Pages as source code

* * * * *

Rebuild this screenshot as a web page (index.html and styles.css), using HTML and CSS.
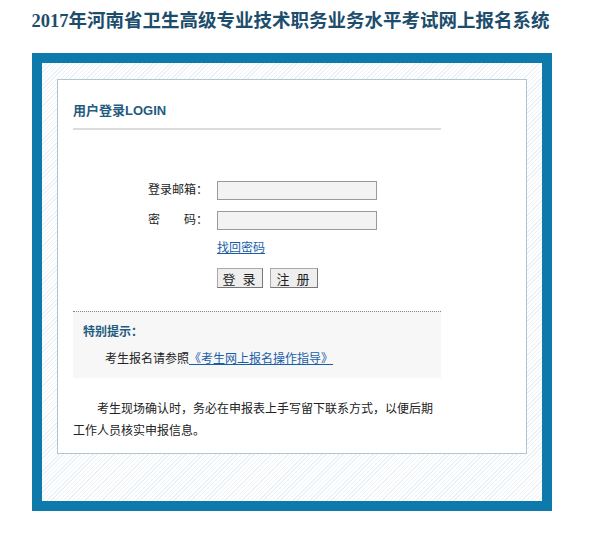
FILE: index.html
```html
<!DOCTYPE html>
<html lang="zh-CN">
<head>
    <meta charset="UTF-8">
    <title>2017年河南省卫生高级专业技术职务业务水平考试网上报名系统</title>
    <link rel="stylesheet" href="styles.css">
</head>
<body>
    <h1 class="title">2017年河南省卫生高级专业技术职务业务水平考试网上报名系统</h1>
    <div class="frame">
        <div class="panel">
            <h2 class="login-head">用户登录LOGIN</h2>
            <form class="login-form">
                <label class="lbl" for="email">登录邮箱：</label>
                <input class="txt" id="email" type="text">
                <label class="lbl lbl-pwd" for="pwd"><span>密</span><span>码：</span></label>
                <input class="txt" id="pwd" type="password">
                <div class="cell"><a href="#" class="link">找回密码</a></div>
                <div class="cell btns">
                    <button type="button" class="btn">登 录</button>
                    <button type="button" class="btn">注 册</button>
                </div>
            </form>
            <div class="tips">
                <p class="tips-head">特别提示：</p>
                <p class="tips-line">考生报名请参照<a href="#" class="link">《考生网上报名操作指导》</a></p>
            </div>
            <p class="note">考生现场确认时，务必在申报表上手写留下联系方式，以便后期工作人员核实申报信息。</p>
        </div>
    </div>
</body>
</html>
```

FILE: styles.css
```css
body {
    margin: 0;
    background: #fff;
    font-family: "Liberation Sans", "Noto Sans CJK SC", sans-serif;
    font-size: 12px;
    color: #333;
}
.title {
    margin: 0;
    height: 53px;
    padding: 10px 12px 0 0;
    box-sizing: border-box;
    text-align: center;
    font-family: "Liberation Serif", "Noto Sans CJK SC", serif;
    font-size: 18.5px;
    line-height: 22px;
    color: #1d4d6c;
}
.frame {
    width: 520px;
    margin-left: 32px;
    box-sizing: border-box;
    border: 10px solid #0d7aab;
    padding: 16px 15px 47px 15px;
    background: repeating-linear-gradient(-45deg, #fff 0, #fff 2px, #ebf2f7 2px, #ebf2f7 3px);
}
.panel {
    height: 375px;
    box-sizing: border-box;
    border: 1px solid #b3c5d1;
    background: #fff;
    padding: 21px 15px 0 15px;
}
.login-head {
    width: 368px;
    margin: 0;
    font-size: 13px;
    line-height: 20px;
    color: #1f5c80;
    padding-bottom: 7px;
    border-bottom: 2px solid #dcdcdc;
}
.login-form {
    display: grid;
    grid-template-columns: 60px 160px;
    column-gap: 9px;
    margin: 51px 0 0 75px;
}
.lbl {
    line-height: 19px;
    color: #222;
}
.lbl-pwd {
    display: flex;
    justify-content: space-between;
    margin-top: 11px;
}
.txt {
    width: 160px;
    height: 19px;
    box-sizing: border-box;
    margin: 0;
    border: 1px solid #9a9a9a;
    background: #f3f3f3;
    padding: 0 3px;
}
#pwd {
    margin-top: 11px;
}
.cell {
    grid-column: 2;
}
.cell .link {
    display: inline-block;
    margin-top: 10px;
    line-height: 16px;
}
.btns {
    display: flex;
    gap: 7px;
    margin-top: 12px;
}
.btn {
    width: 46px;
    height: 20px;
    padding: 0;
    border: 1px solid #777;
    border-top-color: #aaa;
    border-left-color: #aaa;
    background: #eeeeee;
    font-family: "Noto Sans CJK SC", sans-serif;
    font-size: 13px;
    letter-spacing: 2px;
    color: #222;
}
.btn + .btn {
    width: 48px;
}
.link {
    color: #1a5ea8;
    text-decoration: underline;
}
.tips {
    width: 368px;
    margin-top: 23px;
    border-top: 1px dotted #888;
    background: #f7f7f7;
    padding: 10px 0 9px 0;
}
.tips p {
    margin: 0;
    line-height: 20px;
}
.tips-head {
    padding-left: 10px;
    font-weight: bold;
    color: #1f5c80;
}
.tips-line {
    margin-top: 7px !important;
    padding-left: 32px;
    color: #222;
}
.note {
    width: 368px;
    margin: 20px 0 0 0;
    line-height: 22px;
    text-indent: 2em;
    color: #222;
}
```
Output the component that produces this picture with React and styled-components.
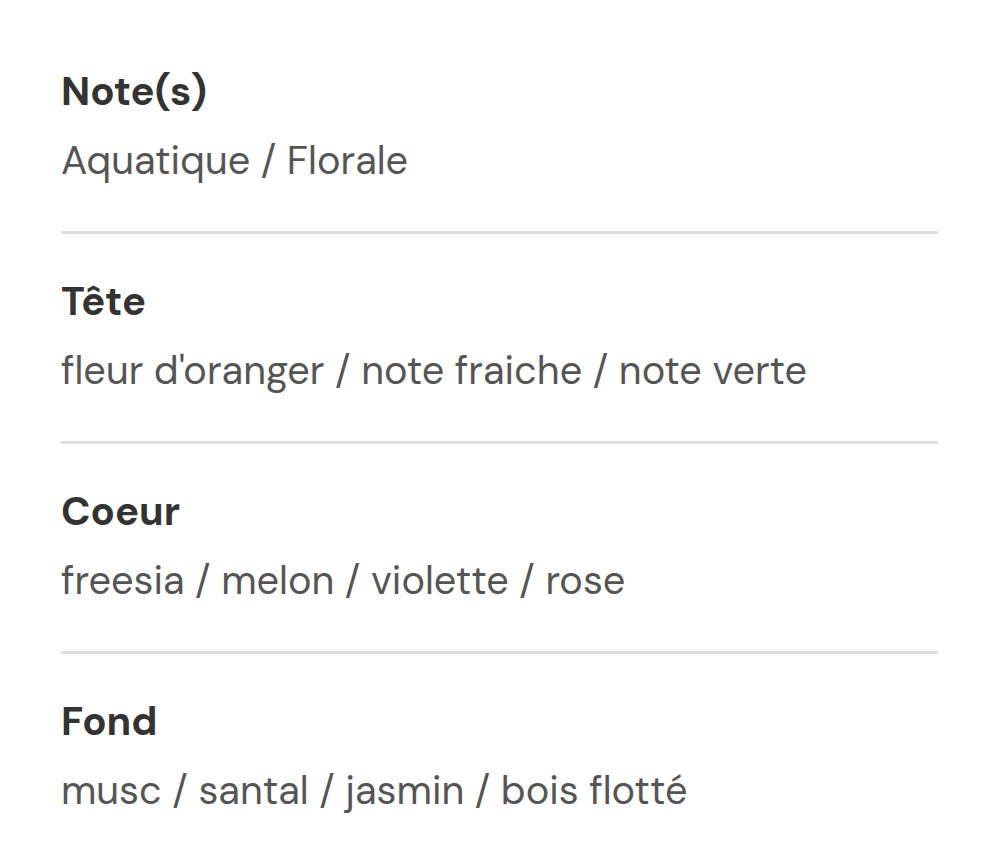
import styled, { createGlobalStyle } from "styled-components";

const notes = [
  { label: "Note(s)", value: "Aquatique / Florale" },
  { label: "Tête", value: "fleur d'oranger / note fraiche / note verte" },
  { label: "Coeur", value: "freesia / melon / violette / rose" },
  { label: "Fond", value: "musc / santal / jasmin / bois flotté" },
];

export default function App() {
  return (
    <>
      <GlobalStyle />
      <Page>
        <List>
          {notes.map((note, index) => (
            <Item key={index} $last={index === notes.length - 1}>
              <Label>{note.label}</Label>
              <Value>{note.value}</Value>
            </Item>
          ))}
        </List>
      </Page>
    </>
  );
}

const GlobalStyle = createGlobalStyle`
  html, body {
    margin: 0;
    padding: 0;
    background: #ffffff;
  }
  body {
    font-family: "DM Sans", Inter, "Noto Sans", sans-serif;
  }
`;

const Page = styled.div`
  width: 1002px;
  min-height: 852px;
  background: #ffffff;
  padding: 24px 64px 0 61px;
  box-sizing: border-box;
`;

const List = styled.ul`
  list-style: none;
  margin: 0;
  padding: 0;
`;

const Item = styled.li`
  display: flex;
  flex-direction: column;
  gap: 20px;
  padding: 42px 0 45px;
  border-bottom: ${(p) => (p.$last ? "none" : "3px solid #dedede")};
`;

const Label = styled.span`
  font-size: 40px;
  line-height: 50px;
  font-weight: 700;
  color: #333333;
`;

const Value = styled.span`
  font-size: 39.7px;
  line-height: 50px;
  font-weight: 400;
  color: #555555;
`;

* * * * *

__Written problem__
Copy the data exactly. Any picture it contains is to be omitted.

__Answer to this exercise__
Rebuild this screenshot as a web page (index.html and styles.css), using HTML and CSS.
FILE: index.html
```html
<!DOCTYPE html>
<html lang="zh-CN">
<head>
    <meta charset="UTF-8">
    <title>2017年河南省卫生高级专业技术职务业务水平考试网上报名系统</title>
    <link rel="stylesheet" href="styles.css">
</head>
<body>
    <h1 class="title">2017年河南省卫生高级专业技术职务业务水平考试网上报名系统</h1>
    <div class="frame">
        <div class="panel">
            <h2 class="login-head">用户登录LOGIN</h2>
            <form class="login-form">
                <label class="lbl" for="email">登录邮箱：</label>
                <input class="txt" id="email" type="text">
                <label class="lbl lbl-pwd" for="pwd"><span>密</span><span>码：</span></label>
                <input class="txt" id="pwd" type="password">
                <div class="cell"><a href="#" class="link">找回密码</a></div>
                <div class="cell btns">
                    <button type="button" class="btn">登 录</button>
                    <button type="button" class="btn">注 册</button>
                </div>
            </form>
            <div class="tips">
                <p class="tips-head">特别提示：</p>
                <p class="tips-line">考生报名请参照<a href="#" class="link">《考生网上报名操作指导》</a></p>
            </div>
            <p class="note">考生现场确认时，务必在申报表上手写留下联系方式，以便后期工作人员核实申报信息。</p>
        </div>
    </div>
</body>
</html>
```

FILE: styles.css
```css
body {
    margin: 0;
    background: #fff;
    font-family: "Liberation Sans", "Noto Sans CJK SC", sans-serif;
    font-size: 12px;
    color: #333;
}
.title {
    margin: 0;
    height: 53px;
    padding: 10px 12px 0 0;
    box-sizing: border-box;
    text-align: center;
    font-family: "Liberation Serif", "Noto Sans CJK SC", serif;
    font-size: 18.5px;
    line-height: 22px;
    color: #1d4d6c;
}
.frame {
    width: 520px;
    margin-left: 32px;
    box-sizing: border-box;
    border: 10px solid #0d7aab;
    padding: 16px 15px 47px 15px;
    background: repeating-linear-gradient(-45deg, #fff 0, #fff 2px, #ebf2f7 2px, #ebf2f7 3px);
}
.panel {
    height: 375px;
    box-sizing: border-box;
    border: 1px solid #b3c5d1;
    background: #fff;
    padding: 21px 15px 0 15px;
}
.login-head {
    width: 368px;
    margin: 0;
    font-size: 13px;
    line-height: 20px;
    color: #1f5c80;
    padding-bottom: 7px;
    border-bottom: 2px solid #dcdcdc;
}
.login-form {
    display: grid;
    grid-template-columns: 60px 160px;
    column-gap: 9px;
    margin: 51px 0 0 75px;
}
.lbl {
    line-height: 19px;
    color: #222;
}
.lbl-pwd {
    display: flex;
    justify-content: space-between;
    margin-top: 11px;
}
.txt {
    width: 160px;
    height: 19px;
    box-sizing: border-box;
    margin: 0;
    border: 1px solid #9a9a9a;
    background: #f3f3f3;
    padding: 0 3px;
}
#pwd {
    margin-top: 11px;
}
.cell {
    grid-column: 2;
}
.cell .link {
    display: inline-block;
    margin-top: 10px;
    line-height: 16px;
}
.btns {
    display: flex;
    gap: 7px;
    margin-top: 12px;
}
.btn {
    width: 46px;
    height: 20px;
    padding: 0;
    border: 1px solid #777;
    border-top-color: #aaa;
    border-left-color: #aaa;
    background: #eeeeee;
    font-family: "Noto Sans CJK SC", sans-serif;
    font-size: 13px;
    letter-spacing: 2px;
    color: #222;
}
.btn + .btn {
    width: 48px;
}
.link {
    color: #1a5ea8;
    text-decoration: underline;
}
.tips {
    width: 368px;
    margin-top: 23px;
    border-top: 1px dotted #888;
    background: #f7f7f7;
    padding: 10px 0 9px 0;
}
.tips p {
    margin: 0;
    line-height: 20px;
}
.tips-head {
    padding-left: 10px;
    font-weight: bold;
    color: #1f5c80;
}
.tips-line {
    margin-top: 7px !important;
    padding-left: 32px;
    color: #222;
}
.note {
    width: 368px;
    margin: 20px 0 0 0;
    line-height: 22px;
    text-indent: 2em;
    color: #222;
}
```
Output the component that produces this picture with React and styled-components.
import styled, { createGlobalStyle } from "styled-components";

const notes = [
  { label: "Note(s)", value: "Aquatique / Florale" },
  { label: "Tête", value: "fleur d'oranger / note fraiche / note verte" },
  { label: "Coeur", value: "freesia / melon / violette / rose" },
  { label: "Fond", value: "musc / santal / jasmin / bois flotté" },
];

export default function App() {
  return (
    <>
      <GlobalStyle />
      <Page>
        <List>
          {notes.map((note, index) => (
            <Item key={index} $last={index === notes.length - 1}>
              <Label>{note.label}</Label>
              <Value>{note.value}</Value>
            </Item>
          ))}
        </List>
      </Page>
    </>
  );
}

const GlobalStyle = createGlobalStyle`
  html, body {
    margin: 0;
    padding: 0;
    background: #ffffff;
  }
  body {
    font-family: "DM Sans", Inter, "Noto Sans", sans-serif;
  }
`;

const Page = styled.div`
  width: 1002px;
  min-height: 852px;
  background: #ffffff;
  padding: 24px 64px 0 61px;
  box-sizing: border-box;
`;

const List = styled.ul`
  list-style: none;
  margin: 0;
  padding: 0;
`;

const Item = styled.li`
  display: flex;
  flex-direction: column;
  gap: 20px;
  padding: 42px 0 45px;
  border-bottom: ${(p) => (p.$last ? "none" : "3px solid #dedede")};
`;

const Label = styled.span`
  font-size: 40px;
  line-height: 50px;
  font-weight: 700;
  color: #333333;
`;

const Value = styled.span`
  font-size: 39.7px;
  line-height: 50px;
  font-weight: 400;
  color: #555555;
`;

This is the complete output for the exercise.